Start PROVIDED DATA
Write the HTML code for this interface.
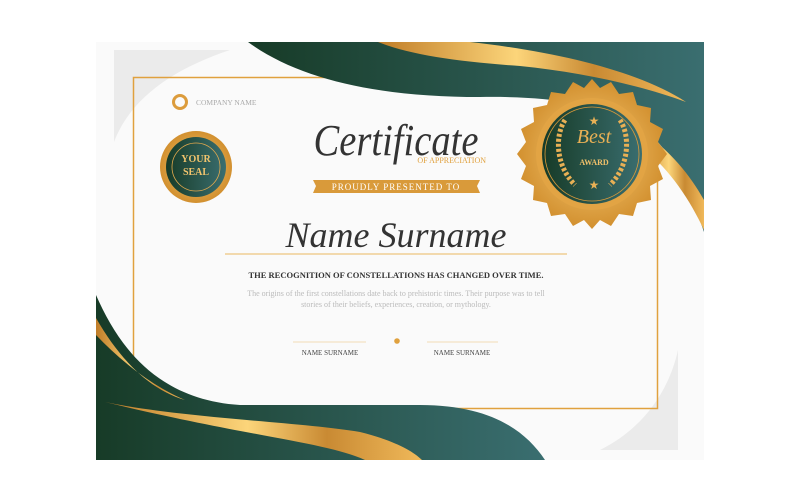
<!DOCTYPE html>
<html><head><style>
body{margin:0;width:800px;height:500px;background:#fff;overflow:hidden;font-family:"Liberation Serif",serif}
svg{position:absolute;left:0;top:0}
</style></head><body>
<svg width="800" height="500" viewBox="0 0 800 500">
<defs>
<linearGradient id="gr" x1="0" x2="1" y1="0" y2="0"><stop offset="0" stop-color="#173b27"/><stop offset="1" stop-color="#3a6e70"/></linearGradient>
<linearGradient id="go" x1="0" x2="1" y1="0" y2="0"><stop offset="0" stop-color="#c07d28"/><stop offset=".45" stop-color="#fcd57a"/><stop offset=".7" stop-color="#c98a33"/><stop offset="1" stop-color="#f0b95a"/></linearGradient>
<radialGradient id="gs"><stop offset="0" stop-color="#f8cc78"/><stop offset="1" stop-color="#d2902f"/></radialGradient>
</defs>
<rect x="96" y="42" width="608" height="418" fill="#fafafa"/>
<path d="M114,50 L230,50 C170,70 130,100 114,142 Z" fill="#ebebeb"/>
<path d="M678,350 L678,450 L600,450 C640,430 668,395 678,350 Z" fill="#ebebeb"/>
<rect x="133.5" y="77.5" width="524" height="331" fill="none" stroke="#e0a13e" stroke-width="1.5"/>
<path d="M248,42 L704,42 L704,232 C690,190 672,150 640,125 C600,102 540,96 480,97 C380,97 300,80 248,42 Z" fill="url(#gr)"/>
<path d="M378,42 L470,42 C560,52 640,72 686,102 C640,85 580,72 520,66 C460,62 410,55 378,42Z" fill="url(#go)"/>
<path d="M640,130 C670,150 690,175 704,200 L704,230 C690,200 670,170 645,150 Z" fill="url(#go)"/>
<path d="M96,295 C120,350 160,400 240,405 L420,405 C490,405 525,430 545,460 L96,460 Z" fill="url(#gr)"/>
<path d="M96,318 C120,360 150,390 185,400 C150,385 120,360 96,335 Z" fill="url(#go)"/>
<path d="M105,402 C180,418 300,422 360,432 C392,440 412,450 422,460 L365,460 C325,442 250,437 105,402 Z" fill="url(#go)"/>
<circle cx="180" cy="102" r="6.5" fill="none" stroke="#dc9c3c" stroke-width="3"/>
<text x="196" y="105" font-size="7.5" fill="#aaa">COMPANY NAME</text>
<circle cx="196" cy="167" r="36" fill="url(#gs)"/>
<circle cx="196" cy="167" r="30" fill="url(#gr)"/>
<circle cx="196" cy="167" r="24" fill="none" stroke="#e3a94d" stroke-width=".8"/>
<text x="196" y="162" font-size="10" font-weight="bold" fill="#f2c46d" text-anchor="middle">YOUR</text>
<text x="196" y="175" font-size="10" font-weight="bold" fill="#f2c46d" text-anchor="middle">SEAL</text>
<text x="396" y="155" font-size="44" font-style="italic" fill="#333" text-anchor="middle" textLength="165" lengthAdjust="spacingAndGlyphs">Certificate</text>
<text x="486" y="163" font-size="8" fill="#e0a13e" text-anchor="end">OF APPRECIATION</text>
<path d="M313,180 L480,180 L477,186 L480,193 L313,193 L316,186 Z" fill="#d99a3a"/>
<text x="396" y="190" font-size="9" fill="#fff" text-anchor="middle" letter-spacing="1">PROUDLY PRESENTED TO</text>
<text x="396" y="247" font-size="36" font-style="italic" fill="#333" text-anchor="middle">Name Surname</text>
<line x1="225" y1="254" x2="567" y2="254" stroke="#e9b860" stroke-width="1"/>
<text x="396" y="278" font-size="8.5" font-weight="bold" fill="#333" text-anchor="middle">THE RECOGNITION OF CONSTELLATIONS HAS CHANGED OVER TIME.</text>
<text x="396" y="296" font-size="8" fill="#bbb" text-anchor="middle">The origins of the first constellations date back to prehistoric times. Their purpose was to tell</text>
<text x="396" y="307" font-size="8" fill="#bbb" text-anchor="middle">stories of their beliefs, experiences, creation, or mythology.</text>
<line x1="293" y1="342" x2="366" y2="342" stroke="#f3dcb6"/>
<line x1="427" y1="342" x2="498" y2="342" stroke="#f3dcb6"/>
<circle cx="397" cy="341" r="2.8" fill="#e0a13e"/>
<text x="330" y="355" font-size="7" fill="#444" text-anchor="middle">NAME SURNAME</text>
<text x="462" y="355" font-size="7" fill="#444" text-anchor="middle">NAME SURNAME</text>
<polygon fill="url(#gs)" points="
667,154 658,166 663,179 650,186 651,200 637,203 633,216 619,214 611,226 600,220 592,229 584,220 573,226 565,214 551,216 547,203 533,200 534,186 521,179 526,166 517,154 526,142 521,129 534,122 533,108 547,105 551,92 565,94 573,82 584,88 592,79 600,88 611,82 619,94 633,92 637,105 651,108 650,122 663,129 658,142"/>
<circle cx="592" cy="154" r="56" fill="#e2a444"/>
<circle cx="592" cy="154" r="50" fill="url(#gr)"/>
<circle cx="592" cy="154" r="47" fill="none" stroke="#d99a3a" stroke-width=".8"/>
<text x="594" y="143" font-size="20" font-style="italic" fill="#e8b055" text-anchor="middle">Best</text>
<text x="594" y="165" font-size="8" font-weight="bold" fill="#f0c06a" text-anchor="middle">AWARD</text>
<text x="594" y="125" font-size="12" fill="#e8b055" text-anchor="middle">★</text>
<text x="594" y="189" font-size="12" fill="#e8b055" text-anchor="middle">★</text>
<path d="M565,120 C555,135 555,165 575,185" fill="none" stroke="#e8b055" stroke-width="5" stroke-dasharray="3 2"/>
<path d="M620,120 C630,135 630,165 610,185" fill="none" stroke="#e8b055" stroke-width="5" stroke-dasharray="3 2"/>
</svg>
</body></html>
End PROVIDED DATA
Transcribe all of the material exactly, leaving out whatever pictures it contains.

SOLUTION TO THIS EXERCISE »
Write the HTML code for this interface.
<!DOCTYPE html>
<html><head><style>
body{margin:0;width:800px;height:500px;background:#fff;overflow:hidden;font-family:"Liberation Serif",serif}
svg{position:absolute;left:0;top:0}
</style></head><body>
<svg width="800" height="500" viewBox="0 0 800 500">
<defs>
<linearGradient id="gr" x1="0" x2="1" y1="0" y2="0"><stop offset="0" stop-color="#173b27"/><stop offset="1" stop-color="#3a6e70"/></linearGradient>
<linearGradient id="go" x1="0" x2="1" y1="0" y2="0"><stop offset="0" stop-color="#c07d28"/><stop offset=".45" stop-color="#fcd57a"/><stop offset=".7" stop-color="#c98a33"/><stop offset="1" stop-color="#f0b95a"/></linearGradient>
<radialGradient id="gs"><stop offset="0" stop-color="#f8cc78"/><stop offset="1" stop-color="#d2902f"/></radialGradient>
</defs>
<rect x="96" y="42" width="608" height="418" fill="#fafafa"/>
<path d="M114,50 L230,50 C170,70 130,100 114,142 Z" fill="#ebebeb"/>
<path d="M678,350 L678,450 L600,450 C640,430 668,395 678,350 Z" fill="#ebebeb"/>
<rect x="133.5" y="77.5" width="524" height="331" fill="none" stroke="#e0a13e" stroke-width="1.5"/>
<path d="M248,42 L704,42 L704,232 C690,190 672,150 640,125 C600,102 540,96 480,97 C380,97 300,80 248,42 Z" fill="url(#gr)"/>
<path d="M378,42 L470,42 C560,52 640,72 686,102 C640,85 580,72 520,66 C460,62 410,55 378,42Z" fill="url(#go)"/>
<path d="M640,130 C670,150 690,175 704,200 L704,230 C690,200 670,170 645,150 Z" fill="url(#go)"/>
<path d="M96,295 C120,350 160,400 240,405 L420,405 C490,405 525,430 545,460 L96,460 Z" fill="url(#gr)"/>
<path d="M96,318 C120,360 150,390 185,400 C150,385 120,360 96,335 Z" fill="url(#go)"/>
<path d="M105,402 C180,418 300,422 360,432 C392,440 412,450 422,460 L365,460 C325,442 250,437 105,402 Z" fill="url(#go)"/>
<circle cx="180" cy="102" r="6.5" fill="none" stroke="#dc9c3c" stroke-width="3"/>
<text x="196" y="105" font-size="7.5" fill="#aaa">COMPANY NAME</text>
<circle cx="196" cy="167" r="36" fill="url(#gs)"/>
<circle cx="196" cy="167" r="30" fill="url(#gr)"/>
<circle cx="196" cy="167" r="24" fill="none" stroke="#e3a94d" stroke-width=".8"/>
<text x="196" y="162" font-size="10" font-weight="bold" fill="#f2c46d" text-anchor="middle">YOUR</text>
<text x="196" y="175" font-size="10" font-weight="bold" fill="#f2c46d" text-anchor="middle">SEAL</text>
<text x="396" y="155" font-size="44" font-style="italic" fill="#333" text-anchor="middle" textLength="165" lengthAdjust="spacingAndGlyphs">Certificate</text>
<text x="486" y="163" font-size="8" fill="#e0a13e" text-anchor="end">OF APPRECIATION</text>
<path d="M313,180 L480,180 L477,186 L480,193 L313,193 L316,186 Z" fill="#d99a3a"/>
<text x="396" y="190" font-size="9" fill="#fff" text-anchor="middle" letter-spacing="1">PROUDLY PRESENTED TO</text>
<text x="396" y="247" font-size="36" font-style="italic" fill="#333" text-anchor="middle">Name Surname</text>
<line x1="225" y1="254" x2="567" y2="254" stroke="#e9b860" stroke-width="1"/>
<text x="396" y="278" font-size="8.5" font-weight="bold" fill="#333" text-anchor="middle">THE RECOGNITION OF CONSTELLATIONS HAS CHANGED OVER TIME.</text>
<text x="396" y="296" font-size="8" fill="#bbb" text-anchor="middle">The origins of the first constellations date back to prehistoric times. Their purpose was to tell</text>
<text x="396" y="307" font-size="8" fill="#bbb" text-anchor="middle">stories of their beliefs, experiences, creation, or mythology.</text>
<line x1="293" y1="342" x2="366" y2="342" stroke="#f3dcb6"/>
<line x1="427" y1="342" x2="498" y2="342" stroke="#f3dcb6"/>
<circle cx="397" cy="341" r="2.8" fill="#e0a13e"/>
<text x="330" y="355" font-size="7" fill="#444" text-anchor="middle">NAME SURNAME</text>
<text x="462" y="355" font-size="7" fill="#444" text-anchor="middle">NAME SURNAME</text>
<polygon fill="url(#gs)" points="
667,154 658,166 663,179 650,186 651,200 637,203 633,216 619,214 611,226 600,220 592,229 584,220 573,226 565,214 551,216 547,203 533,200 534,186 521,179 526,166 517,154 526,142 521,129 534,122 533,108 547,105 551,92 565,94 573,82 584,88 592,79 600,88 611,82 619,94 633,92 637,105 651,108 650,122 663,129 658,142"/>
<circle cx="592" cy="154" r="56" fill="#e2a444"/>
<circle cx="592" cy="154" r="50" fill="url(#gr)"/>
<circle cx="592" cy="154" r="47" fill="none" stroke="#d99a3a" stroke-width=".8"/>
<text x="594" y="143" font-size="20" font-style="italic" fill="#e8b055" text-anchor="middle">Best</text>
<text x="594" y="165" font-size="8" font-weight="bold" fill="#f0c06a" text-anchor="middle">AWARD</text>
<text x="594" y="125" font-size="12" fill="#e8b055" text-anchor="middle">★</text>
<text x="594" y="189" font-size="12" fill="#e8b055" text-anchor="middle">★</text>
<path d="M565,120 C555,135 555,165 575,185" fill="none" stroke="#e8b055" stroke-width="5" stroke-dasharray="3 2"/>
<path d="M620,120 C630,135 630,165 610,185" fill="none" stroke="#e8b055" stroke-width="5" stroke-dasharray="3 2"/>
</svg>
</body></html>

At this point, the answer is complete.